11. Costs, rate limits, and the attention budget

Running agents is not free in 2026. It is also not the cost most teams track.

The real cost is attention. A coding agent that suggests a plausible refactor every fifteen minutes trains the team to skim diffs. Skim-reviewing is the gateway drug to merge-without-reading. Once the team starts doing it, the loop is broken, and no number of post-merge checks will save the codebase.

A few habits that help:

Long-running agent sessions run in a dedicated app or terminal pane, with a clear output channel the human can ignore while doing other work.
The agent batches its questions instead of asking every thirty seconds. “Ask once, then go” is a better default than “ping me after every step.”
The human checks the diff at three checkpoints: the plan, the first pass, and the verification output. Not after every line.
Rate limits are a feature, not a bug. They are a forcing function for the human to do the parts that need a human.

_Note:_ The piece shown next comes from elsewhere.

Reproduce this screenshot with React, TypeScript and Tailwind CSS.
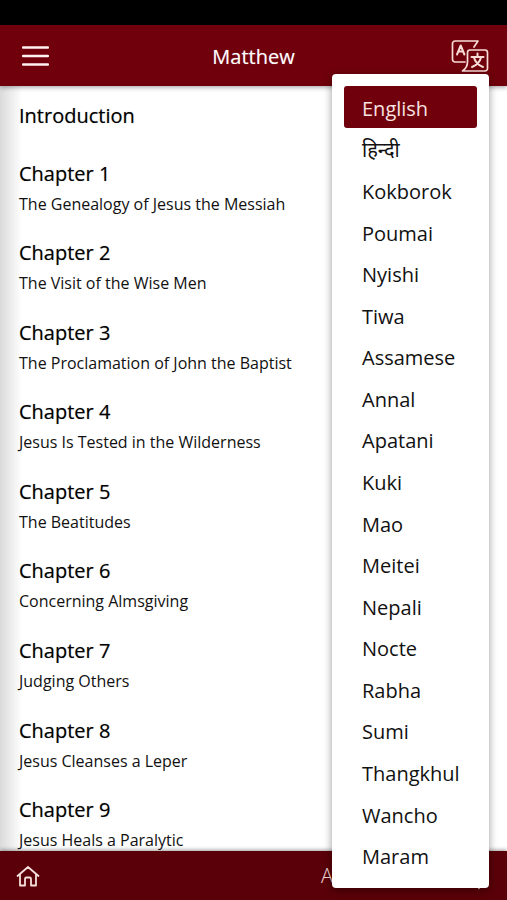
const chapters = [
  'The Genealogy of Jesus the Messiah',
  'The Visit of the Wise Men',
  'The Proclamation of John the Baptist',
  'Jesus Is Tested in the Wilderness',
  'The Beatitudes',
  'Concerning Almsgiving',
  'Judging Others',
  'Jesus Cleanses a Leper',
  'Jesus Heals a Paralytic',
];

const languages = [
  'English', 'हिन्दी', 'Kokborok', 'Poumai', 'Nyishi', 'Tiwa', 'Assamese', 'Annal', 'Apatani', 'Kuki',
  'Mao', 'Meitei', 'Nepali', 'Nocte', 'Rabha', 'Sumi', 'Thangkhul', 'Wancho', 'Maram',
];

function TranslateIcon() {
  return (
    <svg width="38" height="32" viewBox="0 0 38 32" fill="none" stroke="#f8dcd8" strokeWidth="1.7" strokeLinecap="round" strokeLinejoin="round">
      <path d="M14 22H4a2.500 2.500 0 0 1-2.500-2.500V3.500A2.500 2.500 0 0 1 4 1h23l-4 6" />
      <path d="M19 10h15a2.500 2.500 0 0 1 2.500 2.500v16A2.500 2.500 0 0 1 34 31H11.500c3-2 5-5 5-9v-9.500A2.500 2.500 0 0 1 19 10z" />
      <path d="M6 14.500L9.700 5.500l3.700 9M7.300 11.500h4.800" strokeWidth="2" />
      <path d="M26.500 13.500v3M20.500 17h12M30 17.500c-1 4-4 7.500-9 9.500M23 17.500c1 4 4 7.500 9 9.500" strokeWidth="2" />
    </svg>
  );
}

export default function App() {
  return (
    <div className="relative flex h-screen flex-col overflow-hidden bg-white font-['Open_Sans','Noto_Sans',sans-serif] text-[#111]">
      <div className="h-[25px] shrink-0 bg-black" />
      <header className="relative z-10 flex h-[61px] shrink-0 items-center justify-between bg-[#70000b] pr-[18px] pl-[22px] text-white shadow-[0_1px_5px_rgba(0,0,0,0.4)]">
        <button aria-label="Open menu" className="flex w-[34px]">
          <svg width="27" height="22" viewBox="0 0 27 22" stroke="#fff1ef" strokeWidth="2.500" strokeLinecap="round">
            <path d="M1 2.500h25M1 11h25M1 19.500h25" />
          </svg>
        </button>
        <h1 className="pt-0.5 text-xl font-medium [text-shadow:0_0_1px_rgba(255,255,255,0.4)]">Matthew</h1>
        <button aria-label="Change language">
          <TranslateIcon />
        </button>
      </header>

      <main className="flex min-h-0 flex-1 flex-col bg-linear-to-r from-[#dadada] to-white to-[22px] pb-px pl-[19px]">
        <a href="#introduction" className="flex h-12 shrink-0 items-end pb-1.5 text-xl leading-6 font-medium text-black [text-shadow:0_0_1px_rgba(0,0,0,0.4)]">Introduction</a>
        <ul className="flex min-h-0 flex-1 flex-col">
          {chapters.map((title, i) => (
            <li key={title} className="flex flex-1 flex-col justify-end">
              <a href={`#chapter-${i + 1}`} className="flex flex-col gap-2">
                <span className="text-xl leading-6 font-medium text-black [text-shadow:0_0_1px_rgba(0,0,0,0.4)]">Chapter {i + 1}</span>
                <span className="text-base leading-5">{title}</span>
              </a>
            </li>
          ))}
        </ul>
      </main>

      <footer className="relative flex h-[49px] shrink-0 items-center justify-between bg-[#5a0008] pr-[18px] pl-4 text-[#f3d8d5] shadow-[0_-1px_4px_rgba(0,0,0,0.4)]">
        <button aria-label="Home">
          <svg width="24" height="22" viewBox="0 0 24 22" fill="none" stroke="#f6dfdc" strokeWidth="1.800" strokeLinejoin="round" strokeLinecap="round">
            <path d="M1.500 11L12 2l10.500 9M4 9.500v11h5v-6.500a1.500 1.500 0 0 1 1.500-1.500h3a1.500 1.500 0 0 1 1.500 1.500v6.500h5v-11" />
          </svg>
        </button>
        <div className="flex w-[168px] items-center justify-between">
          <button aria-label="Text size" className="text-xl font-light">A</button>
          <button aria-label="Search" className="pr-1">
            <svg width="20" height="28" viewBox="0 0 20 28" fill="none" stroke="#f3d8d5" strokeWidth="1.600" strokeLinecap="round">
              <circle cx="8" cy="13" r="6" />
              <path d="M11 18l3 8.500" />
            </svg>
          </button>
        </div>
      </footer>

      <nav aria-label="Languages" className="absolute top-[74px] right-[18px] bottom-3 z-20 flex w-[157px] flex-col rounded-[4px] bg-white p-3 text-xl shadow-[0_2px_9px_rgba(0,0,0,0.4)]">
        {languages.map((language) => (
          <button
            key={language}
            lang={language === 'हिन्दी' ? 'hi' : 'en'}
            aria-current={language === 'English' ? 'true' : undefined}
            className="flex min-h-0 flex-1 items-center rounded-[3px] pt-1 pl-[18px] text-left leading-7 aria-[current=true]:bg-[#70000b] aria-[current=true]:text-[#f8e3e0]"
          >
            {language}
          </button>
        ))}
      </nav>
    </div>
  );
}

12. A reasonable daily rhythm

If I had to reduce the whole setup to a rhythm, it would be this:

Start the day in the repo. Read AGENTS.md, the last three session notes for the area you are touching, and the open issues. No agent yet.
Pick one job. Write the brief in prompts/. If the brief takes longer than ten minutes, the job is too vague and the agent will not save you.
Hand the brief to the coding agent. Let it run while you do something only a human can do: code review, design, talking to a teammate, or staring out of a window.
Review the diff the way you would review a junior engineer’s PR. Run the build, the linter, the targeted tests. Reject anything that does not earn its place.
Promote the session log. Prune the scratch repo. Update NOTES.md if the project direction changed.
Stop when the day is done. The agent will be there tomorrow, and so will you.

It is not a glamorous setup. There is no single tool that does all of it. The point is that every part of the wiring is cheap, replaceable, and earns its place by being the thing the team actually uses on a Tuesday afternoon.

That is the whole trick. Build the boring loop first. The model is the easy part.